StreamPlot[{0, -(y - x)^3}, {x, -3, 3}, {y, -3, 3}, Mesh -> All]

Graphics of StreamPlot with Mesh->All

With this overview, it is evident that the stream field is not so nice in this rectangle overall. It is free to select a better mesh by hand or a different region in which the stream is represented or deal closer to the problem.

The origin of the problem is not only the indifference along the diagonal. The stream is an overall ill condition since the first component is constant and zero.

The error in representation vanishes with the styling of the StreamPlot. Change the theme to Minimal and voila. It is much better in both with and without Mesh->All. In all other themes, the problems remain. This shows up another pass by of the problem, set PlotTheme -> "Minimal".

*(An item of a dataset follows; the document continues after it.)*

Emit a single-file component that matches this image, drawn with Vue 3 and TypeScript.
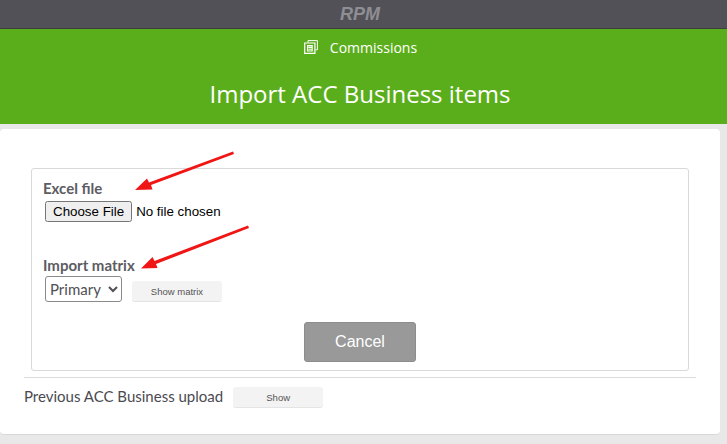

StreamPlot[{0, -(y - x)^3}, {x, -3, 3}, {y, -3, 3}, 
 PlotTheme -> "Minimal"]

Graphics PlotTheme->"Minimal"

This input with Mesh->All shows the difference:

StreamPlot[{0, -(y - x)^3}, {x, -3, 3}, {y, -3, 3}, 
 PlotTheme -> "Minimal", Mesh -> All]

Graphics output Mesh->all PlotTheme->"Minimal"

The mesh is much more coarse and avoids already internally the problem.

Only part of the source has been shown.